Some trustees are guilty of “dysfunctional politeness” because they fear appearing disruptive at board meetings, according to the chair of the Association of Chairs, Ruth Lesirge.

“There is a reluctance to challenge for fear of being seen as aggressive or disruptive or destructive or overly negative,” she told Civil Society News. “It’s that ‘I didn’t want to ask, because I didn’t want to appear to be stupid or because I didn’t want to appear to be criticising the chief executive’ or ‘I thought maybe I’d missed it and didn’t want to waste other people's time’.

“Sometimes trustees in my experience are reluctant to say that they have forgotten what was said or that they don’t understand. It’s a kind of unwillingness to stop the proceedings in case they are the only one who didn’t understand or may not have remembered.”

Chair's should 'enable the idiot question'

The problem, says Lesirge, is magnified by fact that some boards meet just four to six times a year.

“They may not know people on the board terribly well and it’s an inhibitor,” she said. “It’s a perfectly normal response which is magnified when people don’t meet that often and may not know each other terribly well.

“It’s problematic. Being on a board is just one part of most people’s life. And certainly in my experience, trustees are very willing to commit and to commit seriously to the role of trustee. But they don’t necessarily have an enormous amount of time to carve out for doing that. So there’s a bit of a dilemma. But it is important that trustees feel at ease with each other to talk constructively, even when they don’t meet terribly often.

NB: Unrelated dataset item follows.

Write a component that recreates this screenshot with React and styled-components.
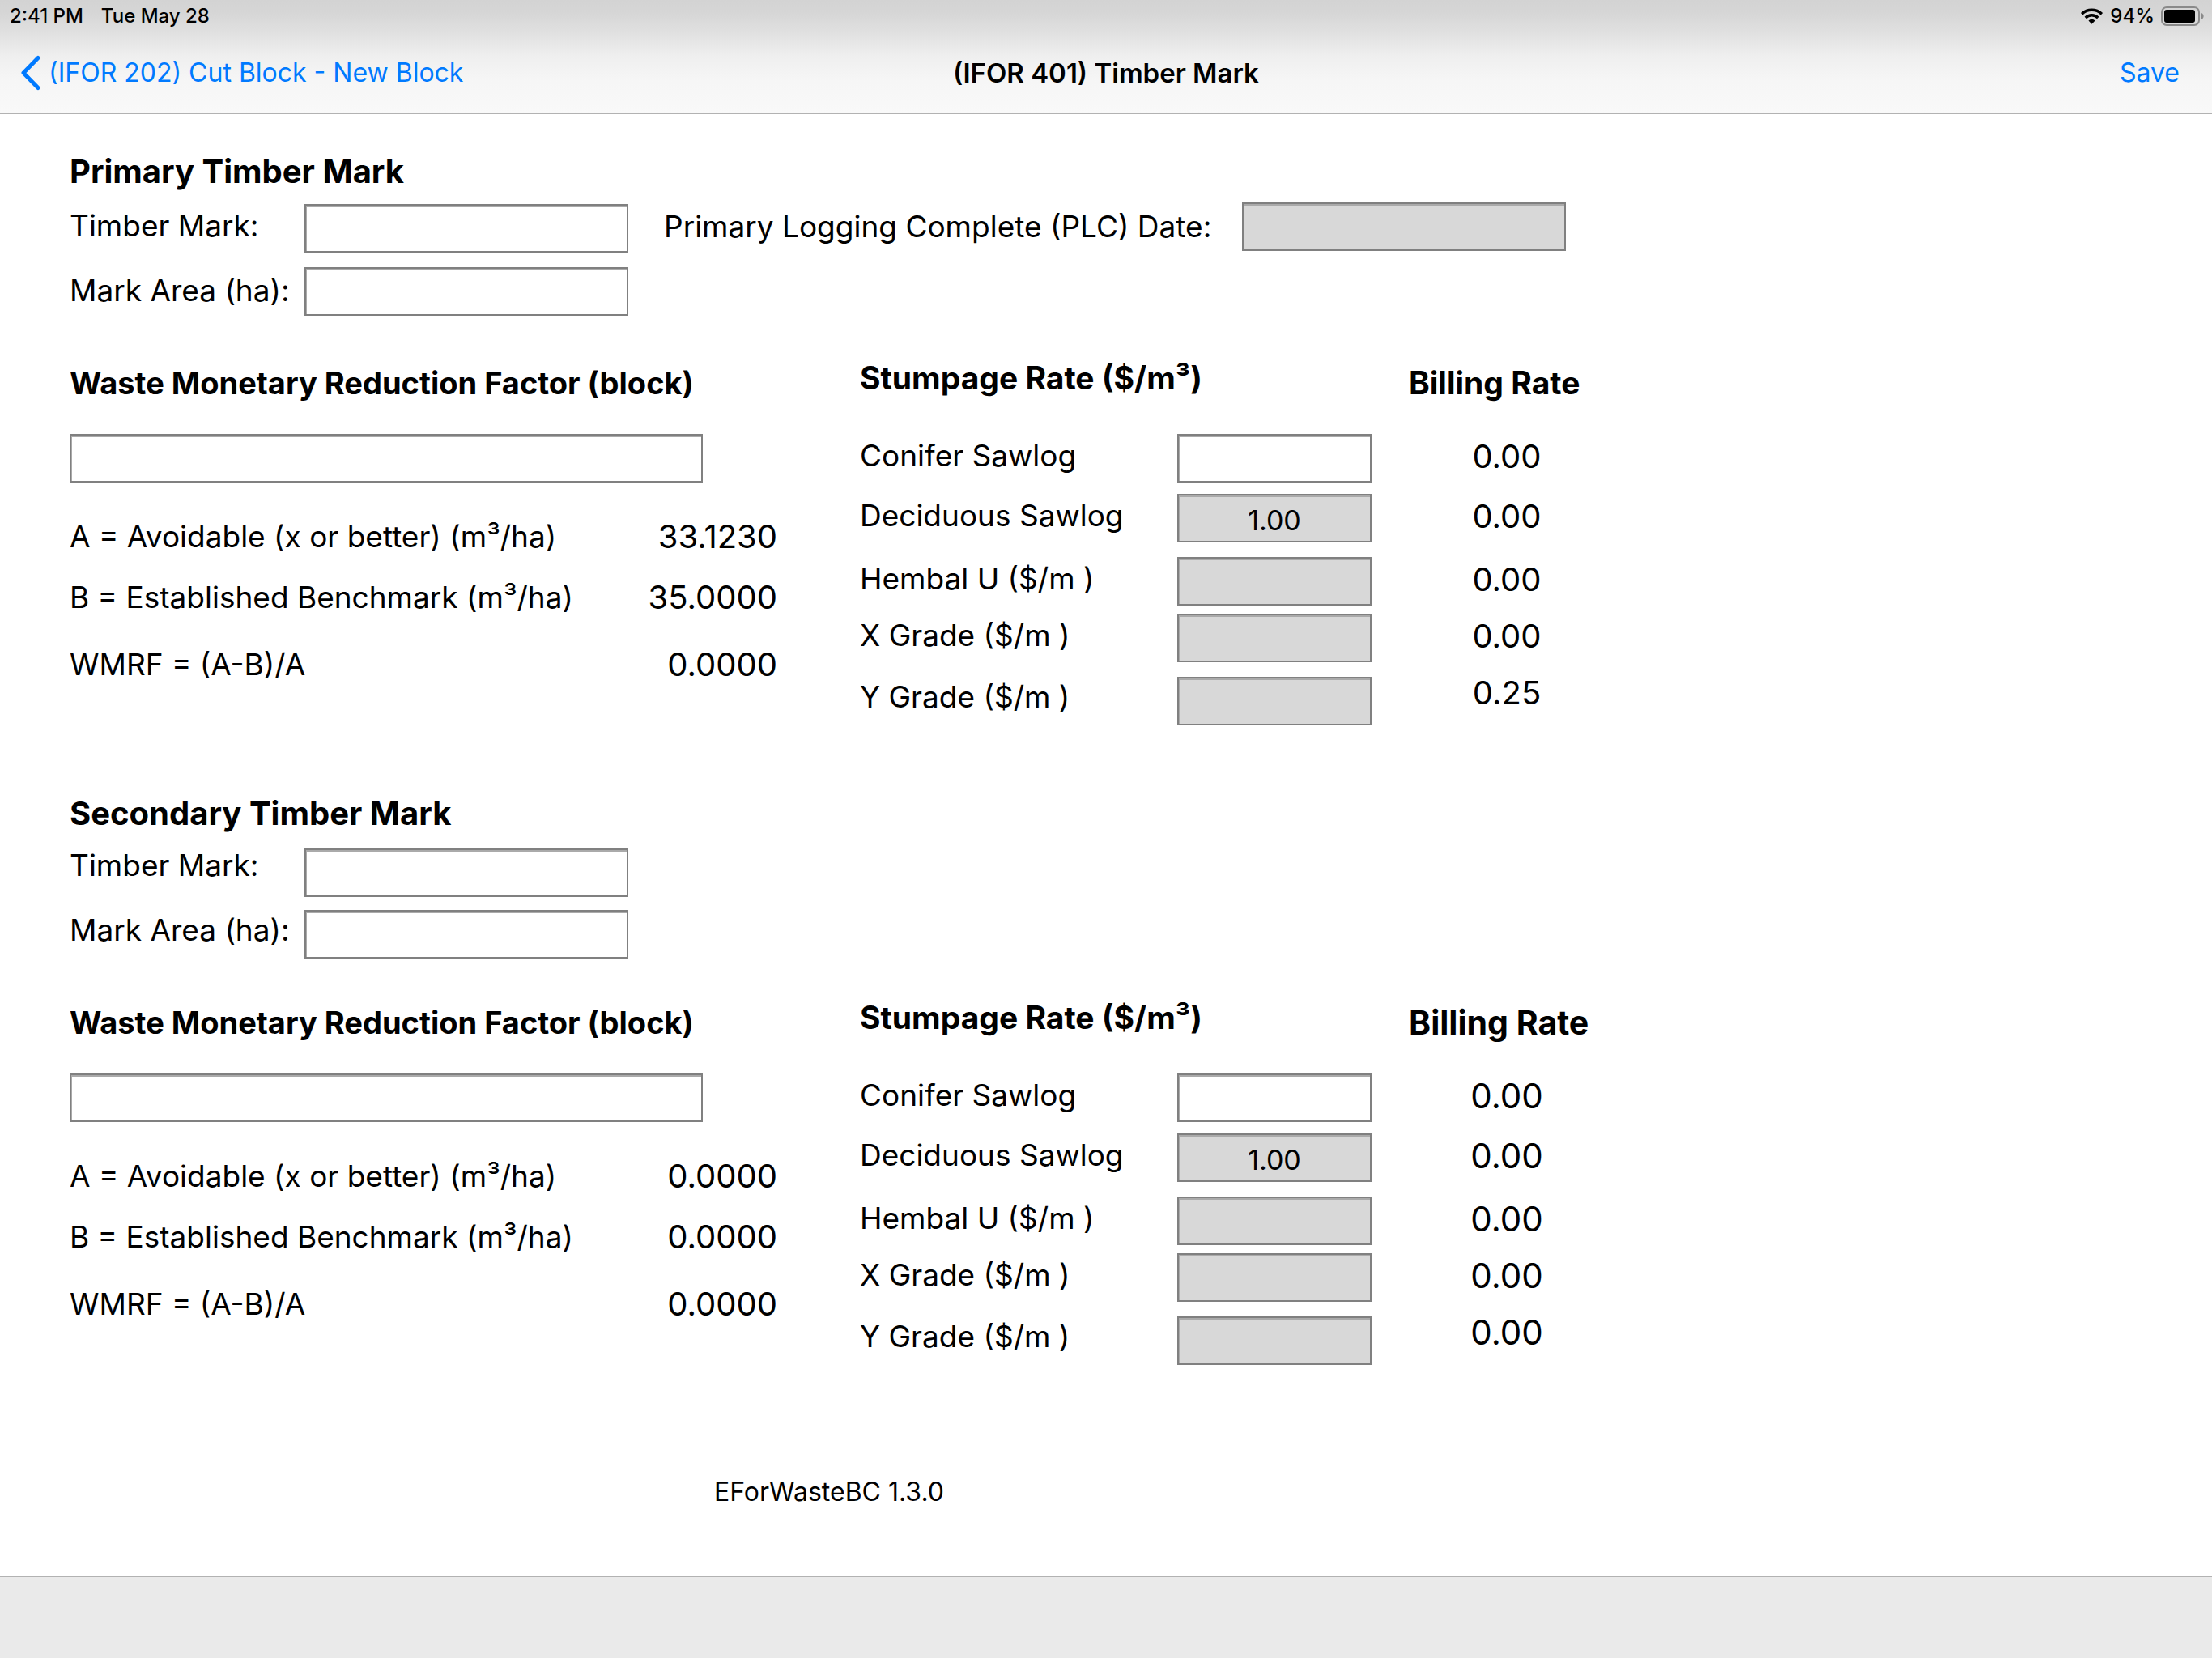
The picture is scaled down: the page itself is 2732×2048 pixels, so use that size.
import React from "react";
import styled, { createGlobalStyle } from "styled-components";

const GlobalStyle = createGlobalStyle`
  *, *::before, *::after { box-sizing: border-box; }
  body {
    margin: 0;
    background: #fff;
    color: #000;
    font-family: Inter, "Noto Sans", sans-serif;
    font-size: 37px;
    line-height: 48px;
  }
`;

const Screen = styled.div`
  display: flex;
  flex-direction: column;
  min-height: 100vh;
`;

const Header = styled.header`
  border-bottom: 1px solid #b2b2b2;
  background: linear-gradient(#d3d3d3 0, #d6d6d6 16px, #e2e2e2 44px, #efefef 70px, #f6f6f6 100px, #f9f9f9 140px);
`;

const StatusBar = styled.div`
  display: flex;
  align-items: center;
  justify-content: space-between;
  height: 40px;
  padding: 0 10px 0 12px;
  font-size: 24px;
  font-weight: 500;
  line-height: 32px;
`;

const StatusGroup = styled.div`
  display: flex;
  align-items: center;
  gap: ${(p) => p.$gap}px;
`;

const NavBar = styled.nav`
  display: grid;
  grid-template-columns: 1fr auto 1fr;
  align-items: center;
  height: 100px;
  font-size: 32px;
`;

const NavTitle = styled.h1`
  margin: 0;
  font-size: 33px;
  font-weight: 600;
`;

const NavButton = styled.button`
  display: inline-flex;
  align-items: center;
  justify-self: ${(p) => p.$side};
  gap: 10px;
  padding: 0 40px 0 24px;
  border: 0;
  background: none;
  color: #007aff;
  font: inherit;
  cursor: pointer;
`;

const Main = styled.main`
  flex: 1;
  padding: 47px 86px 0;
`;

const Section = styled.section`
  margin-bottom: ${(p) => p.$after}px;
`;

const SectionTitle = styled.h2`
  margin: 0 0 14px;
  font-size: 40px;
  font-weight: 700;
`;

const Marks = styled.div`
  display: flex;
  flex-wrap: wrap;
  margin-bottom: 28px;
`;

const MarkLabels = styled.div`
  display: grid;
  grid-auto-rows: 80px;
  width: 290px;
  padding-top: ${(p) => p.$top}px;
`;

const MarkFields = styled.div`
  display: flex;
  flex-direction: column;
  gap: ${(p) => p.$gap}px;
  width: 444px;
  padding-top: ${(p) => p.$top}px;
`;

const DateField = styled.div`
  display: grid;
  grid-template-columns: 714px 400px;
  align-items: center;
  height: 60px;
`;

const Field = styled.input`
  display: block;
  width: ${(p) => p.$width}px;
  height: 60px;
  padding: 4px 8px 0;
  border: 2px solid #808080;
  border-radius: 0;
  outline: 0;
  background: #fff;
  box-shadow: inset 1px 2px 0 #aaa;
  color: #000;
  font: inherit;
  font-size: 34px;
  text-align: center;
  opacity: 1;

  &:disabled { background: #d8d8d8; }
`;

const Rates = styled.div`
  display: flex;
  flex-wrap: wrap;
`;

const RateColumn = styled.div`
  width: ${(p) => p.$width}px;
  margin-right: ${(p) => p.$after}px;
`;

const ColumnTitle = styled.h3`
  height: 93px;
  margin: 0;
  padding-top: ${(p) => p.$top}px;
  font-size: ${(p) => p.$size}px;
  font-weight: 700;
  white-space: nowrap;
`;

const Factors = styled.dl`
  display: grid;
  grid-template: 75px 83px 48px / 1fr auto;
  margin: 43px 0 0;
`;

const FactorValue = styled.dd`
  margin: 0;
  font-size: 40px;
  text-align: right;
`;

const Stumpage = styled.div`
  display: grid;
  grid-template-columns: 392px 240px;
`;

const StumpageLabels = styled.div`
  display: grid;
  grid-template-rows: 74px 78px 70px 76px 48px;
  padding-top: 3px;
`;

const StumpageFields = styled.div`
  display: grid;
  grid-template-rows: 74px 78px 70px 78px 60px;
`;

const BillingValues = styled.div`
  display: grid;
  grid-template-rows: 74px 78px 70px 70px 48px;
  padding-top: 4px;
  font-size: ${(p) => p.$size}px;
  text-align: center;
`;

const Version = styled.p`
  max-width: 1876px;
  margin: 0;
  font-size: 32px;
  text-align: center;
`;

const Toolbar = styled.footer`
  height: 101px;
  border-top: 1px solid #b2b2b2;
  background: #eaeaea;
`;

const Chevron = () => (
  <svg width="26" height="44" viewBox="0 0 26 44" fill="none" stroke="currentColor" strokeWidth="5" strokeLinecap="round" strokeLinejoin="round" aria-hidden="true">
    <path d="M23 3.5 5 22l18 18.500" />
  </svg>
);

const Wifi = () => (
  <svg width="29" height="22" viewBox="0 0 30 22" fill="none" stroke="#000" strokeWidth="3.600" aria-hidden="true">
    <path d="M2.200 8.200a18.500 18.500 0 0 1 25.600 0" />
    <path d="M7 13a11.500 11.500 0 0 1 16 0" />
    <path d="M15 21l-4.200-4.300a6 6 0 0 1 8.400 0z" fill="#000" stroke="none" />
  </svg>
);

const Battery = () => (
  <svg width="53" height="24" viewBox="0 0 53 24" aria-hidden="true">
    <rect x="1" y="1" width="46" height="22" rx="6" fill="none" stroke="#8a8a8a" strokeWidth="2" />
    <rect x="4" y="4" width="38" height="16" rx="3" fill="#000" />
    <path d="M50 8c3.500 1.500 3.500 6.500 0 8z" fill="#8a8a8a" />
  </svg>
);

const stumpageRows = [
  { name: "Conifer Sawlog", value: "", editable: true },
  { name: "Deciduous Sawlog", value: "1.00" },
  { name: "Hembal U ($/m )", value: "" },
  { name: "X Grade ($/m )", value: "" },
  { name: "Y Grade ($/m )", value: "" },
];

const factorNames = [
  "A = Avoidable (x or better) (m³/ha)",
  "B = Established Benchmark (m³/ha)",
  "WMRF = (A-B)/A",
];

function TimberMark({ id, title, hasDate, labelTop, fieldTop, fieldGap, factors, billing, billingTitleSize, billingSize, after }) {
  return (
    <Section $after={after}>
      <SectionTitle>{title}</SectionTitle>
      <Marks>
        <MarkLabels $top={labelTop}>
          <label htmlFor={`${id}-mark`}>Timber Mark:</label>
          <label htmlFor={`${id}-area`}>Mark Area (ha):</label>
        </MarkLabels>
        <MarkFields $top={fieldTop} $gap={fieldGap}>
          <Field id={`${id}-mark`} type="text" $width={400} />
          <Field id={`${id}-area`} type="text" $width={400} />
        </MarkFields>
        {hasDate && (
          <DateField>
            <label htmlFor={`${id}-date`}>Primary Logging Complete (PLC) Date:</label>
            <Field id={`${id}-date`} type="text" $width={400} disabled />
          </DateField>
        )}
      </Marks>
      <Rates>
        <RateColumn $width={874} $after={102}>
          <ColumnTitle $top={6} $size={38}>
            <label htmlFor={`${id}-factor`}>Waste Monetary Reduction Factor (block)</label>
          </ColumnTitle>
          <Field id={`${id}-factor`} type="text" $width={782} />
          <Factors>
            {factorNames.map((name, i) => (
              <React.Fragment key={name}>
                <dt>{name}</dt>
                <FactorValue>{factors[i]}</FactorValue>
              </React.Fragment>
            ))}
          </Factors>
        </RateColumn>
        <RateColumn $width={632} $after={46}>
          <ColumnTitle $top={0} $size={39}>Stumpage Rate ($/m³)</ColumnTitle>
          <Stumpage>
            <StumpageLabels>
              {stumpageRows.map((row, i) => (
                <label key={row.name} htmlFor={`${id}-rate-${i}`}>{row.name}</label>
              ))}
            </StumpageLabels>
            <StumpageFields>
              {stumpageRows.map((row, i) => (
                <Field key={row.name} id={`${id}-rate-${i}`} type="text" defaultValue={row.value} $width={240} disabled={!row.editable} />
              ))}
            </StumpageFields>
          </Stumpage>
        </RateColumn>
        <RateColumn $width={242} $after={0}>
          <ColumnTitle $top={6} $size={billingTitleSize}>Billing Rate</ColumnTitle>
          <BillingValues $size={billingSize}>
            {billing.map((value, i) => (
              <span key={i}>{value}</span>
            ))}
          </BillingValues>
        </RateColumn>
      </Rates>
    </Section>
  );
}

export default function App() {
  return (
    <Screen>
      <GlobalStyle />
      <Header>
        <StatusBar>
          <StatusGroup $gap={22}>
            <span>2:41 PM</span>
            <span>Tue May 28</span>
          </StatusGroup>
          <StatusGroup $gap={8}>
            <Wifi />
            <span>94%</span>
            <Battery />
          </StatusGroup>
        </StatusBar>
        <NavBar>
          <NavButton type="button" $side="start">
            <Chevron />
            (IFOR 202) Cut Block - New Block
          </NavButton>
          <NavTitle>(IFOR 401) Timber Mark</NavTitle>
          <NavButton type="button" $side="end">Save</NavButton>
        </NavBar>
      </Header>
      <Main>
        <TimberMark
          id="primary"
          title="Primary Timber Mark"
          hasDate
          labelTop={5}
          fieldTop={2}
          fieldGap={18}
          factors={["33.1230", "35.0000", "0.0000"]}
          billing={["0.00", "0.00", "0.00", "0.00", "0.25"]}
          billingTitleSize={39}
          billingSize={40}
          after={85}
        />
        <TimberMark
          id="secondary"
          title="Secondary Timber Mark"
          labelTop={2}
          fieldTop={5}
          fieldGap={16}
          factors={["0.0000", "0.0000", "0.0000"]}
          billing={["0.00", "0.00", "0.00", "0.00", "0.00"]}
          billingTitleSize={41}
          billingSize={42}
          after={133}
        />
        <Version>EForWasteBC 1.3.0</Version>
      </Main>
      <Toolbar />
    </Screen>
  );
}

And that isn’t easy.”

As a result, says Lesirge, an important function of the chair is to “enable people to be able to ask the idiot question”.

“Because, if it’s in one person’s mind, it will be in the mind of others and it’s usually a very productive question to ask.”

Lesirge added that trustees and boards are “taking a reputational hammering in the press”, which is both “dispiriting” for trustees and a “disincentive for people to volunteer as trustees in the long term”.

“As a strategy, it’s not going to improve governance,” she said.